→ **SUPPLIED DATA**
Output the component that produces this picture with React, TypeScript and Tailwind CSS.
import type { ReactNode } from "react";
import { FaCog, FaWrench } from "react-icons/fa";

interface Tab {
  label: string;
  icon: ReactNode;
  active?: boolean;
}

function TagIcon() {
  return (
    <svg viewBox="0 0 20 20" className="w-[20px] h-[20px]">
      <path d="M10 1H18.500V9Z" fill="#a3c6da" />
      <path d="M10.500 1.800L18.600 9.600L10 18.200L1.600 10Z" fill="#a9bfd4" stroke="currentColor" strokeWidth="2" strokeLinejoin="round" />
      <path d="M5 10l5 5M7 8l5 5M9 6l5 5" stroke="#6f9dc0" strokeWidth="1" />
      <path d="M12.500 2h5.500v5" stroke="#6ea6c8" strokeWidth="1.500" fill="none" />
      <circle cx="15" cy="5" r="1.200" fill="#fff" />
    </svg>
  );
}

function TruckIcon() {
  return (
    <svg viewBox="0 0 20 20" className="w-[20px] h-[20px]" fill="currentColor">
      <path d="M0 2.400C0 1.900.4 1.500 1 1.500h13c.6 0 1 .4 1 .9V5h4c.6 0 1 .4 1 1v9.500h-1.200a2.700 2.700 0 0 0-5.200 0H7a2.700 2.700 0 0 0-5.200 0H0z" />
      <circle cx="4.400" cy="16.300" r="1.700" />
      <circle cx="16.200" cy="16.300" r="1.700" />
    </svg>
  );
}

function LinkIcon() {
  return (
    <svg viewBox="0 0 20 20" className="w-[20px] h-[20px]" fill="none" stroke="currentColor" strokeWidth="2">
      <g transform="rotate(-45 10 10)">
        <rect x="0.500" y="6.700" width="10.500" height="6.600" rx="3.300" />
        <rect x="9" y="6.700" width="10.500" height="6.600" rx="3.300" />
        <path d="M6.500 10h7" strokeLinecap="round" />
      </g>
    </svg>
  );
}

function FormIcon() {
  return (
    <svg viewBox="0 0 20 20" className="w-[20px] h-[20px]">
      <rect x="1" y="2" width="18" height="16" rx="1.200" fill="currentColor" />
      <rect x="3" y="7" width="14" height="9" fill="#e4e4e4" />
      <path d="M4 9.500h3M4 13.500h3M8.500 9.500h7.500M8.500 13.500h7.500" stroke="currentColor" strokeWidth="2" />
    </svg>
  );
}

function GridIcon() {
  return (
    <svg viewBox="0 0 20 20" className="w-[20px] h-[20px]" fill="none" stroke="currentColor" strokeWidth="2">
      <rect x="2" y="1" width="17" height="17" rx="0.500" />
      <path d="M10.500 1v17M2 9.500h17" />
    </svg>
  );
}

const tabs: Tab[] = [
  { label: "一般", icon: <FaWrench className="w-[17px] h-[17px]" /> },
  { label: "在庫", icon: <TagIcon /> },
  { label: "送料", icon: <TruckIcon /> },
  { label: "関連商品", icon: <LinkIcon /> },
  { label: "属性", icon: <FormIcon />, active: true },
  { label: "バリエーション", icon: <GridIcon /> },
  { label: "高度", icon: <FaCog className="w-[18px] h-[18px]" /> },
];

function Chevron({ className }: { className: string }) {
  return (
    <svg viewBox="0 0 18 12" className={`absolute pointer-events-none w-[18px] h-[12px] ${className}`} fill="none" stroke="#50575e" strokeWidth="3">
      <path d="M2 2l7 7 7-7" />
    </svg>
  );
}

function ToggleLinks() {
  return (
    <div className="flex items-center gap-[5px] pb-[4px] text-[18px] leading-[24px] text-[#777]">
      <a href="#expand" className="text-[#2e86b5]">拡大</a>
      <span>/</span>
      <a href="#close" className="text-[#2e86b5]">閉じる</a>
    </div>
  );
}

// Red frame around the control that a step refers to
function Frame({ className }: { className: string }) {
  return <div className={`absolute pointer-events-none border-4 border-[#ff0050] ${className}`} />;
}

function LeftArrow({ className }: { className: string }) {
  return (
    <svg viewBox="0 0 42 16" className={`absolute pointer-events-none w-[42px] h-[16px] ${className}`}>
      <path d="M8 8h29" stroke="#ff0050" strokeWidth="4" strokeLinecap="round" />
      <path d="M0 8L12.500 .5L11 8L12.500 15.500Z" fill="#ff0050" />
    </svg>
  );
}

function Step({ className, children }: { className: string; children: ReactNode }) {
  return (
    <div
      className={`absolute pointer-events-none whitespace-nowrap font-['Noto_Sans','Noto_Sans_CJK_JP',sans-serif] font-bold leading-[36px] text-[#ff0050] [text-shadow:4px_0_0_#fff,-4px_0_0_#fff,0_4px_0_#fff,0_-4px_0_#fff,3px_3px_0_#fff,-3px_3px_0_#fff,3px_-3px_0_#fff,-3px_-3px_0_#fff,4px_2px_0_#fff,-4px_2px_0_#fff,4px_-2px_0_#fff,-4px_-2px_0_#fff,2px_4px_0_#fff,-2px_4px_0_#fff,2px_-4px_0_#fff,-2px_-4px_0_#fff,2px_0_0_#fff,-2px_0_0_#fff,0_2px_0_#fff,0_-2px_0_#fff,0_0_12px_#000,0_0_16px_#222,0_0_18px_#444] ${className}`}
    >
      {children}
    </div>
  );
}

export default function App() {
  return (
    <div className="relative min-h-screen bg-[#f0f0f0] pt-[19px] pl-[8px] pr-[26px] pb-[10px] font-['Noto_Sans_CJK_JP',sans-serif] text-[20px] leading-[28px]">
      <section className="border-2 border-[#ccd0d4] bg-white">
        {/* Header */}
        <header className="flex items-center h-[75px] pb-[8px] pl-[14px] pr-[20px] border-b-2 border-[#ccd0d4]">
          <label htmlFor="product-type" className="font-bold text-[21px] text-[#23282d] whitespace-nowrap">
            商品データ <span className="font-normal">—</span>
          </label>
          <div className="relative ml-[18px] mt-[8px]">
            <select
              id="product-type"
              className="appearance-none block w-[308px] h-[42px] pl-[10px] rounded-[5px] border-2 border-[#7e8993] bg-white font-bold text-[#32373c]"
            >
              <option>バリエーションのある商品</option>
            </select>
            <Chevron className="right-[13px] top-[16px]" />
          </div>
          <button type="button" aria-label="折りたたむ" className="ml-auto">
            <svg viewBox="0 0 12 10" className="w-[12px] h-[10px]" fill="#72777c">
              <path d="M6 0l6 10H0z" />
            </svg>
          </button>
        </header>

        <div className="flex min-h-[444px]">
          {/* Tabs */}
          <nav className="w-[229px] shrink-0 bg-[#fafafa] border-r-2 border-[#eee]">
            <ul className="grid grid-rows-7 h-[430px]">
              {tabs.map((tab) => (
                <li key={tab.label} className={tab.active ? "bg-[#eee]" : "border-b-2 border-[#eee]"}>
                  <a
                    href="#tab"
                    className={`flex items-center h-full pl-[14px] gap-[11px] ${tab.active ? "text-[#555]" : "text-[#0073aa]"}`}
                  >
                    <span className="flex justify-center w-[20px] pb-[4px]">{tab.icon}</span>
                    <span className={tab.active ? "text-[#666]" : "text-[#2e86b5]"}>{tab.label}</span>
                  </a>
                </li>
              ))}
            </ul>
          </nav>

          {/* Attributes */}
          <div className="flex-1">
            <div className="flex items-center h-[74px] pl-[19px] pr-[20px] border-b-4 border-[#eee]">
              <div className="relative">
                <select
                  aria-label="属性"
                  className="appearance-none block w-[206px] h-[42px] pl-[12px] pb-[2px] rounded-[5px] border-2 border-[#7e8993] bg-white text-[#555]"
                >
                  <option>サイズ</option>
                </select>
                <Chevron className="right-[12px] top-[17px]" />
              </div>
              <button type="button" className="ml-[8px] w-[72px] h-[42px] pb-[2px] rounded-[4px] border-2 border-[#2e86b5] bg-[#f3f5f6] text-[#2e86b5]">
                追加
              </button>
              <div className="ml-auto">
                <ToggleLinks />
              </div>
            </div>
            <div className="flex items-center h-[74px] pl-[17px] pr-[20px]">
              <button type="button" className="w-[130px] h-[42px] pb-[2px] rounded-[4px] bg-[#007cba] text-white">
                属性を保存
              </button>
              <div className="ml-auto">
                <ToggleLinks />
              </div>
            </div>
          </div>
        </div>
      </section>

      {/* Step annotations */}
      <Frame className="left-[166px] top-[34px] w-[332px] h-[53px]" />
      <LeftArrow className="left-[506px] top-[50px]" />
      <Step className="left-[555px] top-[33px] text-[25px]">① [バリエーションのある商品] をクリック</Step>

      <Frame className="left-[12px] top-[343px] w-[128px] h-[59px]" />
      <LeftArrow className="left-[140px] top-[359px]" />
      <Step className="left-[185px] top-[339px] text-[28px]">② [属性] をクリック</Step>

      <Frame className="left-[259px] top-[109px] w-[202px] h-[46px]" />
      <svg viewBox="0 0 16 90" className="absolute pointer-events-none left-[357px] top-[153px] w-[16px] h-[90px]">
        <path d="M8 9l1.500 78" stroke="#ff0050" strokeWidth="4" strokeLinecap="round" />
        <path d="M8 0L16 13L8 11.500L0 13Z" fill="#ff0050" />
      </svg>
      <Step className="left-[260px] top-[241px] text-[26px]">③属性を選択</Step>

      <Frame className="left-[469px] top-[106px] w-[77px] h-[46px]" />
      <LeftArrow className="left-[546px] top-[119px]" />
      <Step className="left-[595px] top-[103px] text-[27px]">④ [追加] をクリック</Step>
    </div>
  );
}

→ **STATED PROBLEM**
Check each line above for the word "that", and copy the lines where it appears.

→ **ANSWER TO THE EXERCISE**
Output the component that produces this picture with React, TypeScript and Tailwind CSS.
// Red frame around the control that a step refers to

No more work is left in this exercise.